Count how many lines hold the string "React". Give that number alone.

__Records supplied__
☆ ☆ ☆ ☆
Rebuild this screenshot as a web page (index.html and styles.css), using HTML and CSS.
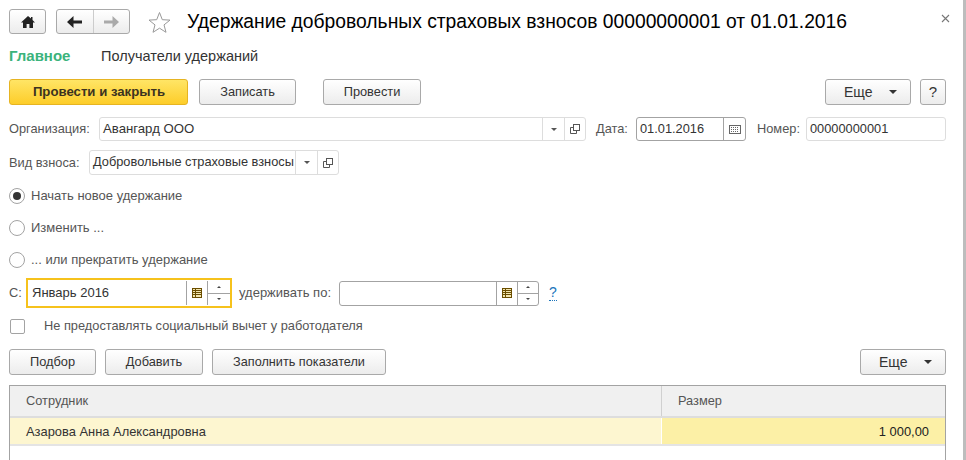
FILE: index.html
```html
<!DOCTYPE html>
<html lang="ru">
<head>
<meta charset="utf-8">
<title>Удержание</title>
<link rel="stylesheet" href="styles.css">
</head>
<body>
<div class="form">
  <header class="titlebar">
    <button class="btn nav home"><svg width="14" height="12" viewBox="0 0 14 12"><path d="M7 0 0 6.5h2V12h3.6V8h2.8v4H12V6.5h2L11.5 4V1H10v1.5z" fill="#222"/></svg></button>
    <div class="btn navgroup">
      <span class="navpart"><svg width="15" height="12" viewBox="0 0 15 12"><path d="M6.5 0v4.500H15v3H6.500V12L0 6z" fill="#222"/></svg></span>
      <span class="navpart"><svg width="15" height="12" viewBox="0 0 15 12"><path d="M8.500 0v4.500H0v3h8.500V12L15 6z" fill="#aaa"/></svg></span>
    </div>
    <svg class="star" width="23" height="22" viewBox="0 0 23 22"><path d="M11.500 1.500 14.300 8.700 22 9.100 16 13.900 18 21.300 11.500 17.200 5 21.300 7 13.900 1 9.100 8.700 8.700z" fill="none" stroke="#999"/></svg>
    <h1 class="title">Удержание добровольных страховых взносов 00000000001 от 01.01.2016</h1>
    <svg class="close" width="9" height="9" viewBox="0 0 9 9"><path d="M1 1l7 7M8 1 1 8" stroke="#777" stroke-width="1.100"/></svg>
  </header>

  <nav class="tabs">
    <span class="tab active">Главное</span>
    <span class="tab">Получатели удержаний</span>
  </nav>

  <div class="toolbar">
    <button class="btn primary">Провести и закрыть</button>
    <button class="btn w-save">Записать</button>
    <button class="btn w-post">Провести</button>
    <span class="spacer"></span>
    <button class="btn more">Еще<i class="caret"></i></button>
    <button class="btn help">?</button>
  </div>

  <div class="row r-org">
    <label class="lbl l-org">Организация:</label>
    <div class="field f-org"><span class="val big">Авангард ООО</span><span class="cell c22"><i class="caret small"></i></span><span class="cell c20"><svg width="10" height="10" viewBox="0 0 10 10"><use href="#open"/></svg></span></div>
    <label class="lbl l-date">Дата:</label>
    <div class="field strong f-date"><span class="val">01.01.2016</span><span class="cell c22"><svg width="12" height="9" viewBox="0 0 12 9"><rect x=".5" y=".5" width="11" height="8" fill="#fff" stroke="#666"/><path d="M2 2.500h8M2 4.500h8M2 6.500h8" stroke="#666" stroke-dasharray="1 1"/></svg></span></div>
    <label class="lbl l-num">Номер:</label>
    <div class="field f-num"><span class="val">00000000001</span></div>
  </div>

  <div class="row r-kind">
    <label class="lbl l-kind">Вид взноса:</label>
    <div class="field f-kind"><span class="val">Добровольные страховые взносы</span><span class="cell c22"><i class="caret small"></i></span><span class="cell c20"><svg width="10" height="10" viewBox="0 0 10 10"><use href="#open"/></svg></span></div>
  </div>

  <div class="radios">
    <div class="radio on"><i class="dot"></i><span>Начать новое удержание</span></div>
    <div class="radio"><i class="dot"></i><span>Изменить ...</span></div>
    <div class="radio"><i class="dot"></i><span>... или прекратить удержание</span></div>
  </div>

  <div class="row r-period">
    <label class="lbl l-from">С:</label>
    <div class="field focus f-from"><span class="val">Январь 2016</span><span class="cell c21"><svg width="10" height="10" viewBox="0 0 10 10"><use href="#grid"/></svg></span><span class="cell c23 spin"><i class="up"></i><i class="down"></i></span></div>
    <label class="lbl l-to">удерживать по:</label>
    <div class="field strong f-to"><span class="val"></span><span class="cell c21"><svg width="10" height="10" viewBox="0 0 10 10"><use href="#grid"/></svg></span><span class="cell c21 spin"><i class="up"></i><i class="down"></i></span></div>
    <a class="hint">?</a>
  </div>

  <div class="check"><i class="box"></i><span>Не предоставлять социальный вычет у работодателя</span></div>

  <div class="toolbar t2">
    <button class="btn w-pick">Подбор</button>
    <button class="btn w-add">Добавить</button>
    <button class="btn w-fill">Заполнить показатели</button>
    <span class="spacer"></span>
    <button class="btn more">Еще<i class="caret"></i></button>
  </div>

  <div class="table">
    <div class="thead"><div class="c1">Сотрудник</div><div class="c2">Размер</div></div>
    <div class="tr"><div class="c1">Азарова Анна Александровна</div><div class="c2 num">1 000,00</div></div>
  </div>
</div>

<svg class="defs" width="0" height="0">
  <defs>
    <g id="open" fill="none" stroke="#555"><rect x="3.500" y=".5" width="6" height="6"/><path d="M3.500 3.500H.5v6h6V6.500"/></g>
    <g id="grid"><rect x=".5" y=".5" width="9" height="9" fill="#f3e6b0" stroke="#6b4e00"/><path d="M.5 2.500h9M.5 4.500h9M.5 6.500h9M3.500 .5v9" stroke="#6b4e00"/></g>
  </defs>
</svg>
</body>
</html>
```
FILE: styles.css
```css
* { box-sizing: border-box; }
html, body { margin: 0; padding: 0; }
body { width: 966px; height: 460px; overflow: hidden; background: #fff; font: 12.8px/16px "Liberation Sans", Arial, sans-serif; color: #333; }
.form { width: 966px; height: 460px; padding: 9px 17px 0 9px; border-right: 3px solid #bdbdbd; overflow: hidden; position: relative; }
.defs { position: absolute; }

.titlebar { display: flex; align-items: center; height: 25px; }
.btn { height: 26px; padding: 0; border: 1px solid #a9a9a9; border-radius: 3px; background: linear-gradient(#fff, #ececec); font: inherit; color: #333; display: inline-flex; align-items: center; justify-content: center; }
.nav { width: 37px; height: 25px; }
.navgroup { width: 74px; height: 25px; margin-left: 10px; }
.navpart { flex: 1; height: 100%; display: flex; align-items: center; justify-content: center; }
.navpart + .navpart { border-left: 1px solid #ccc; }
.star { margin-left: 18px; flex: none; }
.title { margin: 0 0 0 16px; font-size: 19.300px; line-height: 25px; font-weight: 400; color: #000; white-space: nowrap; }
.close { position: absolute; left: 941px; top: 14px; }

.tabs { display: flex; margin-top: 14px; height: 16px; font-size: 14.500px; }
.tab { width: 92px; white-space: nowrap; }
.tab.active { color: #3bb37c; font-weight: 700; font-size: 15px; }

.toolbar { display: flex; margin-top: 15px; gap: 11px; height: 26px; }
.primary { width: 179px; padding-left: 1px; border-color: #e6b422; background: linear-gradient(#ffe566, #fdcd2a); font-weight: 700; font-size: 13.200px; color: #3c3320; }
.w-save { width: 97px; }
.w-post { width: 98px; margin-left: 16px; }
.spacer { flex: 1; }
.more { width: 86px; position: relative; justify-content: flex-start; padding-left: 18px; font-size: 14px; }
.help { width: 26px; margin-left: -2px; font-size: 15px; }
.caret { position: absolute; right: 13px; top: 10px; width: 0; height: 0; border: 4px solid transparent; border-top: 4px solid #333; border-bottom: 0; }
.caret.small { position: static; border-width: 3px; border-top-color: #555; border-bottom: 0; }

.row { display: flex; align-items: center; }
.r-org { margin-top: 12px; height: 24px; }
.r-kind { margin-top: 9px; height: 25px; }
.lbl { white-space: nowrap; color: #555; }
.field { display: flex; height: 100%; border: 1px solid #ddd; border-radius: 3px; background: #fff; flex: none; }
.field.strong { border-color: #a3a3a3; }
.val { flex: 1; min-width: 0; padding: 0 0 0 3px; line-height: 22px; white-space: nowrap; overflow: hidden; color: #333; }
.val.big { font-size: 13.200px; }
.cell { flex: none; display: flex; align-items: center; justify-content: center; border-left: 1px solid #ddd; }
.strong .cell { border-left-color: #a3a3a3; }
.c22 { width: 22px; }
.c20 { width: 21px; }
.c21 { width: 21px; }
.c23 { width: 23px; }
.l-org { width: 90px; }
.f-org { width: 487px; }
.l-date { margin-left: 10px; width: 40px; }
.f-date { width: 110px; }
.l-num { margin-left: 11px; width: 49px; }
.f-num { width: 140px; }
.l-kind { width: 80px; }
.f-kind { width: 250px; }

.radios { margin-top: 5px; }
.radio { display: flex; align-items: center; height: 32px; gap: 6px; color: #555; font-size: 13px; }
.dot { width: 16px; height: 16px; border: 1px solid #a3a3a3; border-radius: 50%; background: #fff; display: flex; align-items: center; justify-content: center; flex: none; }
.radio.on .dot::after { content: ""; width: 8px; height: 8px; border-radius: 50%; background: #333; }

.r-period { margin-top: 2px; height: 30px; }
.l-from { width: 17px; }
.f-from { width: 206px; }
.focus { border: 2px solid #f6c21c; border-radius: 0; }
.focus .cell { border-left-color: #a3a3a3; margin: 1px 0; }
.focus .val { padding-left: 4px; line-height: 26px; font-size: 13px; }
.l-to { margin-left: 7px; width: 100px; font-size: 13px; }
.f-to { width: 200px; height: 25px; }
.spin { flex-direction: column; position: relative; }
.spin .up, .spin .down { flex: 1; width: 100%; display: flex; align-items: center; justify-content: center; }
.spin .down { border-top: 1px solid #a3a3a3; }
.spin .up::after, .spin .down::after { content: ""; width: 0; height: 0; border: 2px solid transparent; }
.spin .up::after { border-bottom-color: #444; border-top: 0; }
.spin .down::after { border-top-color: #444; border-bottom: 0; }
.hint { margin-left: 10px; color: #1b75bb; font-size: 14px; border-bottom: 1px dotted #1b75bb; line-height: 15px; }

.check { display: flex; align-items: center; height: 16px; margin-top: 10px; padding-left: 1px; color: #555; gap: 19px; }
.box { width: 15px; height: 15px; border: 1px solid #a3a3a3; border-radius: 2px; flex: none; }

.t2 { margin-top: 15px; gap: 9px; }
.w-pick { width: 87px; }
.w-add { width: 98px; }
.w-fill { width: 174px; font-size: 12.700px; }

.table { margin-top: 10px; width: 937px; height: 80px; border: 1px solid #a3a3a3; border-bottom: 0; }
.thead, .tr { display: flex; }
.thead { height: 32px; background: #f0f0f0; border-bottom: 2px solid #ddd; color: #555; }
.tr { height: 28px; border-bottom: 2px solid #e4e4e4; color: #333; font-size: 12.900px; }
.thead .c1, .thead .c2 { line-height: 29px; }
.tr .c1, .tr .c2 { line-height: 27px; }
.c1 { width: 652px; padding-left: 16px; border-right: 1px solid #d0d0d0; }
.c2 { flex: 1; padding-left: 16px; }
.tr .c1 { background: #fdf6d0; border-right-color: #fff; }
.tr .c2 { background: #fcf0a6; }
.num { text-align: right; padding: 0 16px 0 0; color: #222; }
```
☆ ☆ ☆ ☆
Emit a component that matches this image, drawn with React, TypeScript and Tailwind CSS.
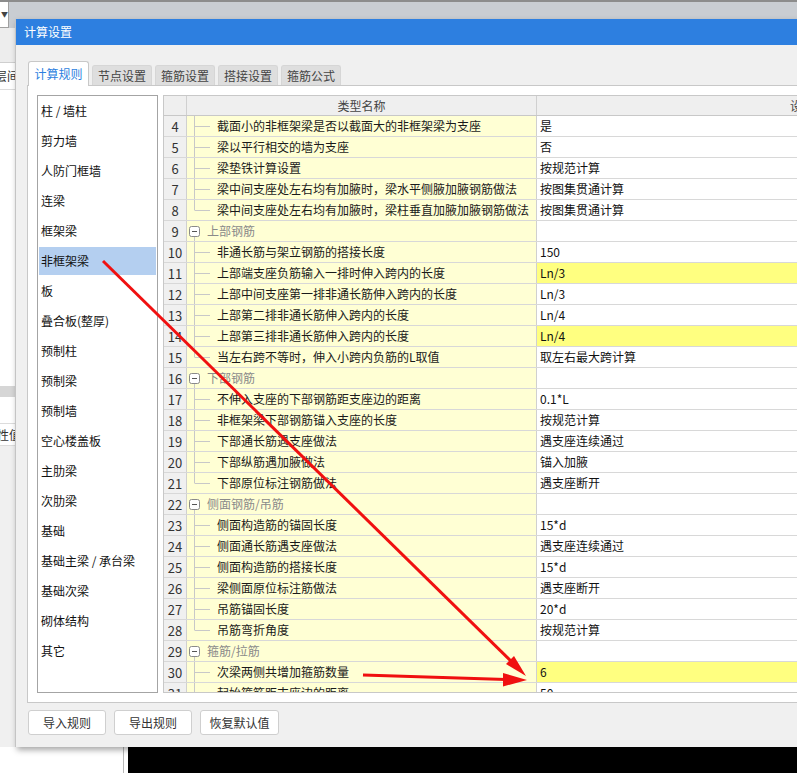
☆ ☆ ☆ ☆
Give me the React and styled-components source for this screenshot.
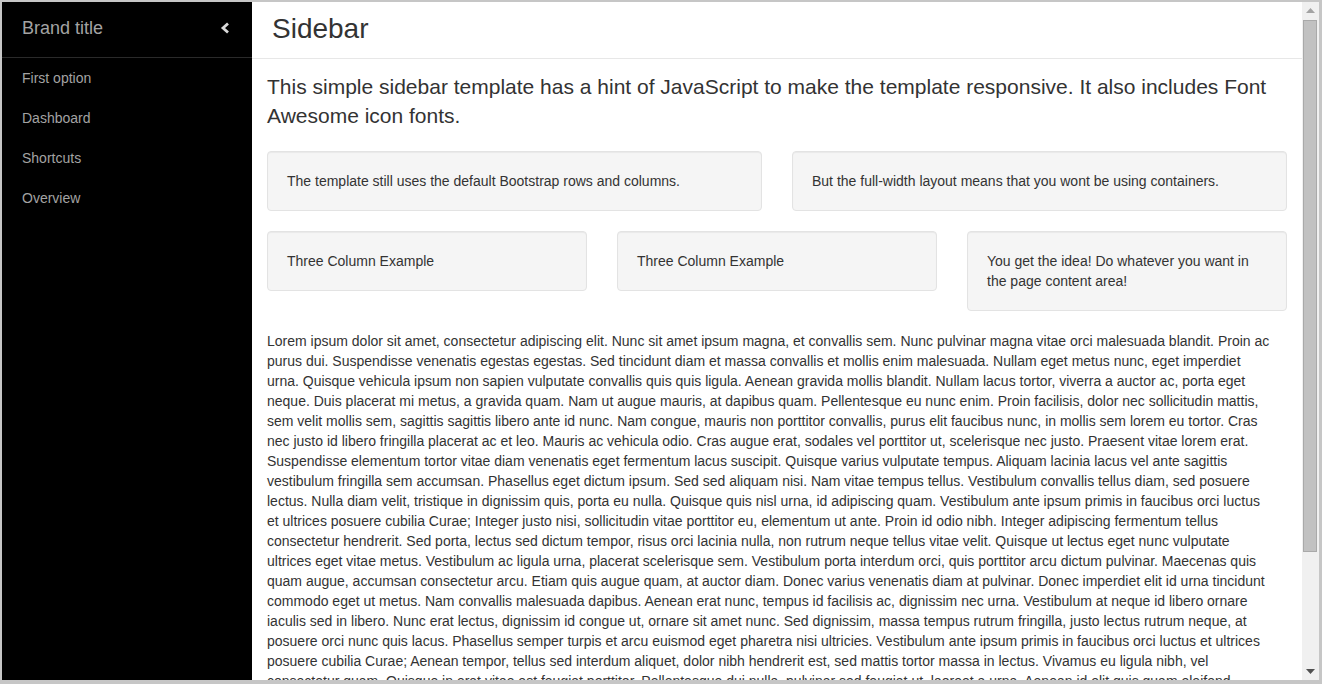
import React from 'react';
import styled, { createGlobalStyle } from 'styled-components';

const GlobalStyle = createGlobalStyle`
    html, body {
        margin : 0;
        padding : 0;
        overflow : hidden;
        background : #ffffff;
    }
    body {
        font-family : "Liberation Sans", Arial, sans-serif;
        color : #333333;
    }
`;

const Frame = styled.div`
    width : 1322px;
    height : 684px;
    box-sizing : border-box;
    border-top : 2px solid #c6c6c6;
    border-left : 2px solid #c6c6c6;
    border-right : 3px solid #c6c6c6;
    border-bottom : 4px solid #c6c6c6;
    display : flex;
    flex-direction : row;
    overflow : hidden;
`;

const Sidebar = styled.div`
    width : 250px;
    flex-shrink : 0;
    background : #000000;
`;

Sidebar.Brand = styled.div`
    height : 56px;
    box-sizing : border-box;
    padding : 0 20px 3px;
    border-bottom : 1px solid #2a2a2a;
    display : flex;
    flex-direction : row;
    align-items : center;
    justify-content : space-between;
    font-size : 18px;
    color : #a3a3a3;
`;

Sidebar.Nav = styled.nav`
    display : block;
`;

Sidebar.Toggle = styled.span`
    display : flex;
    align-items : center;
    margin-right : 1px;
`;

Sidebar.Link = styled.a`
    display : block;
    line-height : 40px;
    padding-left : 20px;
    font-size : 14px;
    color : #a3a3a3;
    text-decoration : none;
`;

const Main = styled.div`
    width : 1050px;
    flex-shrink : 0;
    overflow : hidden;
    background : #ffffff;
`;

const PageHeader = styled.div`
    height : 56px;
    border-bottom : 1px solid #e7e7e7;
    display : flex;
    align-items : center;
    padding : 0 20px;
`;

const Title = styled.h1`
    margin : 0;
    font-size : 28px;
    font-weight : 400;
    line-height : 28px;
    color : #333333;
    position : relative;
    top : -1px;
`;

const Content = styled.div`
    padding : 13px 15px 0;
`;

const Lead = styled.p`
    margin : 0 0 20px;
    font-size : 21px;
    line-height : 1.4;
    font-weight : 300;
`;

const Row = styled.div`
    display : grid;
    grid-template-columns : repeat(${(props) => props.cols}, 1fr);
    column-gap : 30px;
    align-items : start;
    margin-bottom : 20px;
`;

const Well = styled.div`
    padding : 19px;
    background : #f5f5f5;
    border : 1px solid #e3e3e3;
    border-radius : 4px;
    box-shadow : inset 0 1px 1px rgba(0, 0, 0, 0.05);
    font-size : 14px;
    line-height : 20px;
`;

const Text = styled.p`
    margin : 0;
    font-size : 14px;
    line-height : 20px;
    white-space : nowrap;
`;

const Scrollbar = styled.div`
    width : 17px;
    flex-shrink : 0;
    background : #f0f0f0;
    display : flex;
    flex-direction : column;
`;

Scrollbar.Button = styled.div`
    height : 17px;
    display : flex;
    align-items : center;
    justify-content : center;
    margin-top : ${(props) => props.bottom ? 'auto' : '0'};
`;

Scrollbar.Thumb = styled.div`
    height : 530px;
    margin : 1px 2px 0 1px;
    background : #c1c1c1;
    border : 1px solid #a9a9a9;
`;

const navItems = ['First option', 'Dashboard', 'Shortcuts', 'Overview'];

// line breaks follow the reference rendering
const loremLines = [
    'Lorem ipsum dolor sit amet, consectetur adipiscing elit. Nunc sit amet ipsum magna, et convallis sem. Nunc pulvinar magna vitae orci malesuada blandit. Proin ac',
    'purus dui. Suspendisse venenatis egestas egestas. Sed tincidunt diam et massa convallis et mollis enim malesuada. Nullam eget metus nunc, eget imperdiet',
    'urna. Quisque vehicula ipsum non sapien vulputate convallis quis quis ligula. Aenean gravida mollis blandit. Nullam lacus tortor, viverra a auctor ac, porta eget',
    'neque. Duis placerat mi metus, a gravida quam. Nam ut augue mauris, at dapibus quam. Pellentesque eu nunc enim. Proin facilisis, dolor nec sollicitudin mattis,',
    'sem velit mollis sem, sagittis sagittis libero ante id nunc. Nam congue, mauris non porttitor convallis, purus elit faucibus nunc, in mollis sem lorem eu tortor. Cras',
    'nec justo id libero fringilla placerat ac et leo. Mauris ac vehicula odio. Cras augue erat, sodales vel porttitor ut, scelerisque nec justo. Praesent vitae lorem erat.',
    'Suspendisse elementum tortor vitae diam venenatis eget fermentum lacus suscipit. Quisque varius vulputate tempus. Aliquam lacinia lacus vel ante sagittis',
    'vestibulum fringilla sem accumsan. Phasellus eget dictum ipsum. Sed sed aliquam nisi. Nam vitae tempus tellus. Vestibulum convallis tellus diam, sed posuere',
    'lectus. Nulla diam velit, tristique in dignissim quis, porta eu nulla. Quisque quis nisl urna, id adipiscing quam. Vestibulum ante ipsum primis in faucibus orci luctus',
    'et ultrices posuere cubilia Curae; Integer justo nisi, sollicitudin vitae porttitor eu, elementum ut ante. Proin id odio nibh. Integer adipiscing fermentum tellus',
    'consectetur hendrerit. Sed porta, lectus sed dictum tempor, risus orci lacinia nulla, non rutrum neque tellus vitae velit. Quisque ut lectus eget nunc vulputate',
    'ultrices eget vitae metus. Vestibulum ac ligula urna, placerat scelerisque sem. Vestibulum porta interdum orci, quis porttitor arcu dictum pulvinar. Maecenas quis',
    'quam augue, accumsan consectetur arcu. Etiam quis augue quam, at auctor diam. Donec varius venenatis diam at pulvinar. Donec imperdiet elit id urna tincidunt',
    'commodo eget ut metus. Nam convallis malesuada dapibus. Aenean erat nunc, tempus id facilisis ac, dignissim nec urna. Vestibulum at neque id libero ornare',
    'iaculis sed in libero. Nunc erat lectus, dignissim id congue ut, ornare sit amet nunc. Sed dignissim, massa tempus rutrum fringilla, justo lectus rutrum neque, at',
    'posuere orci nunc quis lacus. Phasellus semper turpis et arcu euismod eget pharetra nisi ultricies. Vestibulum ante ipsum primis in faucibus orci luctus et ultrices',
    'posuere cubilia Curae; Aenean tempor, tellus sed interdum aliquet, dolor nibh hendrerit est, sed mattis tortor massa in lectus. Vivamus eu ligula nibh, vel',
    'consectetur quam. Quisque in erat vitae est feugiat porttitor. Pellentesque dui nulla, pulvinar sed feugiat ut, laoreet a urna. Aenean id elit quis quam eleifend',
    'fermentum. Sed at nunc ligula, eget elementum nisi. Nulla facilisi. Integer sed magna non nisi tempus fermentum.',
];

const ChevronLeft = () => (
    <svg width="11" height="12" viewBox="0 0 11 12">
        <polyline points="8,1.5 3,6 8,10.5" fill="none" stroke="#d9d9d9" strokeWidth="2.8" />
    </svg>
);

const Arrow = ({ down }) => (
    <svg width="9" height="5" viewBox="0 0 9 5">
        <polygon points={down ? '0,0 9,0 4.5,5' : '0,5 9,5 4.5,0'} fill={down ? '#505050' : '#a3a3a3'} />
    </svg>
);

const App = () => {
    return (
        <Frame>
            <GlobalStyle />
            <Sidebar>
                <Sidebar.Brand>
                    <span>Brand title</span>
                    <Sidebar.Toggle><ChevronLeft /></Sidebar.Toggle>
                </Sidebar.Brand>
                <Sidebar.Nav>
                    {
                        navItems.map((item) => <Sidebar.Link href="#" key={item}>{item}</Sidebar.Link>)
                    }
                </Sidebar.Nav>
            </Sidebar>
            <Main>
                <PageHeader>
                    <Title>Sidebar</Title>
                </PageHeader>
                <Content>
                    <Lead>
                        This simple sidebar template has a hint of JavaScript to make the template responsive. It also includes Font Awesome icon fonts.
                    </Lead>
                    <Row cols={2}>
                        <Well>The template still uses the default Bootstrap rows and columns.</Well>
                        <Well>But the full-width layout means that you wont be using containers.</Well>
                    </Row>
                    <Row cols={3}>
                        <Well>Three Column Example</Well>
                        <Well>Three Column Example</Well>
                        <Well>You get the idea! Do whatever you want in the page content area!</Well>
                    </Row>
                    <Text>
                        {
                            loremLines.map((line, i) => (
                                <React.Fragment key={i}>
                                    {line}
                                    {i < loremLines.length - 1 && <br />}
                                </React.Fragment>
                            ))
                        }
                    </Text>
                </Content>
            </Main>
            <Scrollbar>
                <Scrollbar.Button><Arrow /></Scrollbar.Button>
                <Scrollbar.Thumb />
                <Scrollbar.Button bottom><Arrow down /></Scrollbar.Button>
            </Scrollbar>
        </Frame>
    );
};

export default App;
☆ ☆ ☆ ☆
__Task response__
5